→ Exercise instructions:
All of the lines below are to be transcribed faithfully, with pictures excluded from the copy.

→ Data:

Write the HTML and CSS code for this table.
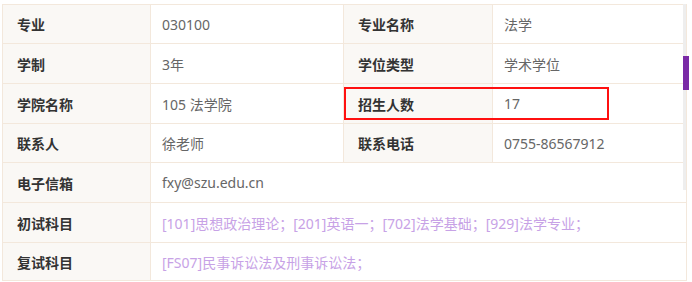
FILE: index.html
```html
<!DOCTYPE html>
<html lang="zh-CN">
<head>
<meta charset="utf-8">
<title>专业信息</title>
<link rel="stylesheet" href="styles.css">
</head>
<body>
<div class="wrap">
  <div class="info">
    <div class="cell label">专业</div>
    <div class="cell value">030100</div>
    <div class="cell label">专业名称</div>
    <div class="cell value">法学</div>

    <div class="cell label">学制</div>
    <div class="cell value">3年</div>
    <div class="cell label">学位类型</div>
    <div class="cell value">学术学位</div>

    <div class="cell label">学院名称</div>
    <div class="cell value">105 法学院</div>
    <div class="cell label">招生人数</div>
    <div class="cell value">17</div>

    <div class="cell label">联系人</div>
    <div class="cell value">徐老师</div>
    <div class="cell label">联系电话</div>
    <div class="cell value">0755-86567912</div>

    <div class="cell label">电子信箱</div>
    <div class="cell value wide">fxy@szu.edu.cn</div>

    <div class="cell label">初试科目</div>
    <div class="cell value wide link">[101]思想政治理论；[201]英语一；[702]法学基础；[929]法学专业；</div>

    <div class="cell label">复试科目</div>
    <div class="cell value wide link">[FS07]民事诉讼法及刑事诉讼法；</div>
  </div>
  <div class="highlight"></div>
  <div class="track"></div>
  <div class="thumb"></div>
</div>
</body>
</html>
```
FILE: styles.css
```css
html, body {
  margin: 0;
  padding: 0;
  background: #ffffff;
}

body {
  font-family: "Noto Sans", "Noto Sans CJK SC", sans-serif;
  font-size: 14px;
}

.wrap {
  position: relative;
  padding: 4px 0 0 2px;
}

.info {
  display: grid;
  grid-template-columns: 148px 193px 149px 194px;
  grid-template-rows: 39px 40px 40px 39px 40px 40px 38px;
  width: 684px;
  border-top: 1px solid #f3e8dc;
  border-left: 1px solid #f3e8dc;
}

.cell {
  display: flex;
  align-items: center;
  border-right: 1px solid #f3e8dc;
  border-bottom: 1px solid #f3e8dc;
  white-space: nowrap;
  overflow: hidden;
}

.label {
  background: #faf8f5;
  color: #333333;
  font-weight: bold;
  padding-left: 14px;
}

.value {
  background: #ffffff;
  color: #666666;
  padding-left: 11px;
}

.wide {
  grid-column: 2 / 5;
}

.link {
  color: #c7a2e6;
}

.highlight {
  position: absolute;
  left: 344px;
  top: 87px;
  width: 261px;
  height: 29px;
  border: 2px solid #ff1010;
}

.track {
  position: absolute;
  left: 683px;
  top: 4px;
  width: 3px;
  height: 186px;
  background: #eeeeee;
}

.thumb {
  position: absolute;
  left: 683px;
  top: 56px;
  width: 6px;
  height: 34px;
  background: #7a2aa6;
}
```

→ Response to this task:
Write the HTML and CSS code for this table.
FILE: index.html
```html
<!DOCTYPE html>
<html lang="zh-CN">
<head>
<meta charset="utf-8">
<title>专业信息</title>
<link rel="stylesheet" href="styles.css">
</head>
<body>
<div class="wrap">
  <div class="info">
    <div class="cell label">专业</div>
    <div class="cell value">030100</div>
    <div class="cell label">专业名称</div>
    <div class="cell value">法学</div>

    <div class="cell label">学制</div>
    <div class="cell value">3年</div>
    <div class="cell label">学位类型</div>
    <div class="cell value">学术学位</div>

    <div class="cell label">学院名称</div>
    <div class="cell value">105 法学院</div>
    <div class="cell label">招生人数</div>
    <div class="cell value">17</div>

    <div class="cell label">联系人</div>
    <div class="cell value">徐老师</div>
    <div class="cell label">联系电话</div>
    <div class="cell value">0755-86567912</div>

    <div class="cell label">电子信箱</div>
    <div class="cell value wide">fxy@szu.edu.cn</div>

    <div class="cell label">初试科目</div>
    <div class="cell value wide link">[101]思想政治理论；[201]英语一；[702]法学基础；[929]法学专业；</div>

    <div class="cell label">复试科目</div>
    <div class="cell value wide link">[FS07]民事诉讼法及刑事诉讼法；</div>
  </div>
  <div class="highlight"></div>
  <div class="track"></div>
  <div class="thumb"></div>
</div>
</body>
</html>
```
FILE: styles.css
```css
html, body {
  margin: 0;
  padding: 0;
  background: #ffffff;
}

body {
  font-family: "Noto Sans", "Noto Sans CJK SC", sans-serif;
  font-size: 14px;
}

.wrap {
  position: relative;
  padding: 4px 0 0 2px;
}

.info {
  display: grid;
  grid-template-columns: 148px 193px 149px 194px;
  grid-template-rows: 39px 40px 40px 39px 40px 40px 38px;
  width: 684px;
  border-top: 1px solid #f3e8dc;
  border-left: 1px solid #f3e8dc;
}

.cell {
  display: flex;
  align-items: center;
  border-right: 1px solid #f3e8dc;
  border-bottom: 1px solid #f3e8dc;
  white-space: nowrap;
  overflow: hidden;
}

.label {
  background: #faf8f5;
  color: #333333;
  font-weight: bold;
  padding-left: 14px;
}

.value {
  background: #ffffff;
  color: #666666;
  padding-left: 11px;
}

.wide {
  grid-column: 2 / 5;
}

.link {
  color: #c7a2e6;
}

.highlight {
  position: absolute;
  left: 344px;
  top: 87px;
  width: 261px;
  height: 29px;
  border: 2px solid #ff1010;
}

.track {
  position: absolute;
  left: 683px;
  top: 4px;
  width: 3px;
  height: 186px;
  background: #eeeeee;
}

.thumb {
  position: absolute;
  left: 683px;
  top: 56px;
  width: 6px;
  height: 34px;
  background: #7a2aa6;
}
```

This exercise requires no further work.